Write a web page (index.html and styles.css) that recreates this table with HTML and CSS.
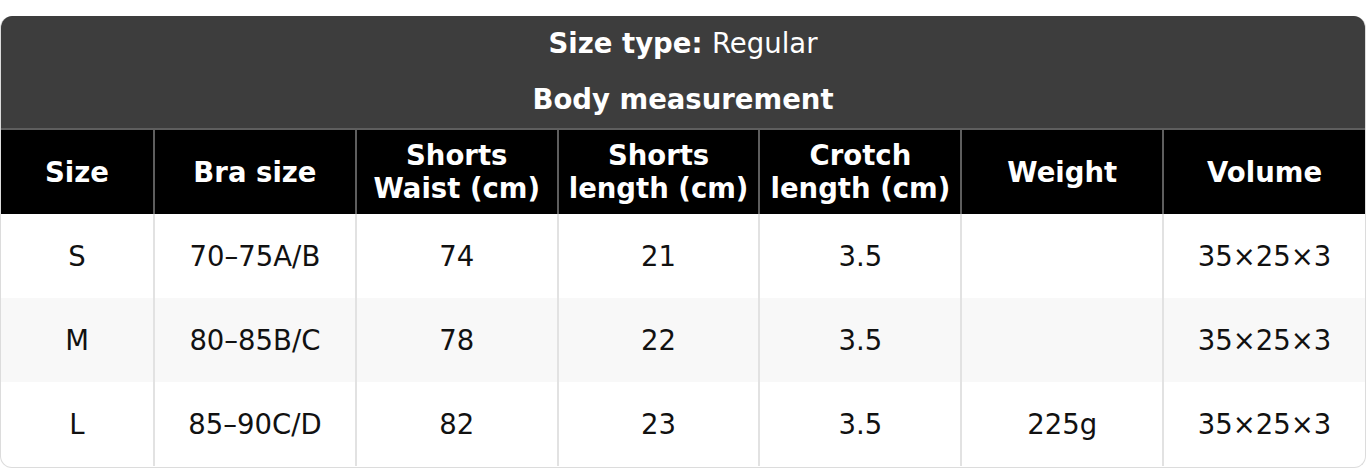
FILE: index.html
```html
<!DOCTYPE html>
<html>
<head>
<meta charset="utf-8">
<link rel="stylesheet" href="styles.css">
</head>
<body>
<div class="sheet">
  <table class="size-table">
    <colgroup>
      <col class="col-first">
      <col><col><col><col><col><col>
    </colgroup>
    <thead>
      <tr><th colspan="7" class="title"><b>Size type:</b> <span class="reg">Regular</span></th></tr>
      <tr><th colspan="7" class="title">Body measurement</th></tr>
      <tr class="head">
        <th>Size</th>
        <th>Bra size</th>
        <th>Shorts<br>Waist (cm)</th>
        <th>Shorts<br>length (cm)</th>
        <th>Crotch<br>length (cm)</th>
        <th>Weight</th>
        <th>Volume</th>
      </tr>
    </thead>
    <tbody>
      <tr>
        <td>S</td><td>70–75A/B</td><td>74</td><td>21</td><td>3.5</td><td></td><td>35×25×3</td>
      </tr>
      <tr class="alt">
        <td>M</td><td>80–85B/C</td><td>78</td><td>22</td><td>3.5</td><td></td><td>35×25×3</td>
      </tr>
      <tr>
        <td>L</td><td>85–90C/D</td><td>82</td><td>23</td><td>3.5</td><td>225g</td><td>35×25×3</td>
      </tr>
    </tbody>
  </table>
</div>
</body>
</html>
```
FILE: styles.css
```css
html, body {
  margin: 0;
  padding: 0;
  background: #fff;
}
body {
  font-family: "DejaVu Sans", sans-serif;
  font-size: 27.5px;
  padding-top: 16px;
}
.sheet {
  border-radius: 12px;
  overflow: hidden;
  border: 1px solid #dcdcdc;
  border-top: none;
  box-sizing: border-box;
  width: 1366px;
  height: 452px;
}
.size-table {
  width: 100%;
  border-collapse: collapse;
  table-layout: fixed;
}
.col-first {
  width: 153px;
}
.title {
  background: #3d3d3d;
  color: #fff;
  height: 56px;
  padding: 0;
  font-weight: bold;
  text-align: center;
  line-height: 1;
}
.title .reg {
  font-weight: normal;
}
.head th {
  background: #000;
  color: #fff;
  font-weight: bold;
  height: 84px;
  padding: 0;
  line-height: 33px;
  border-top: 2px solid #5e5e5e;
  border-left: 2px solid #5e5e5e;
  text-align: center;
}
.head th:first-child {
  border-left: none;
}
td {
  height: 84px;
  padding: 0;
  text-align: center;
  color: #111;
  border-left: 2px solid #e2e2e2;
}
td:first-child {
  border-left: none;
}
.alt td {
  background: #f8f8f8;
}
```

Problem:
Search the listing for the word "index" and return each line that holds it.

Task solution:
Write a web page (index.html and styles.css) that recreates this table with HTML and CSS.
FILE: index.html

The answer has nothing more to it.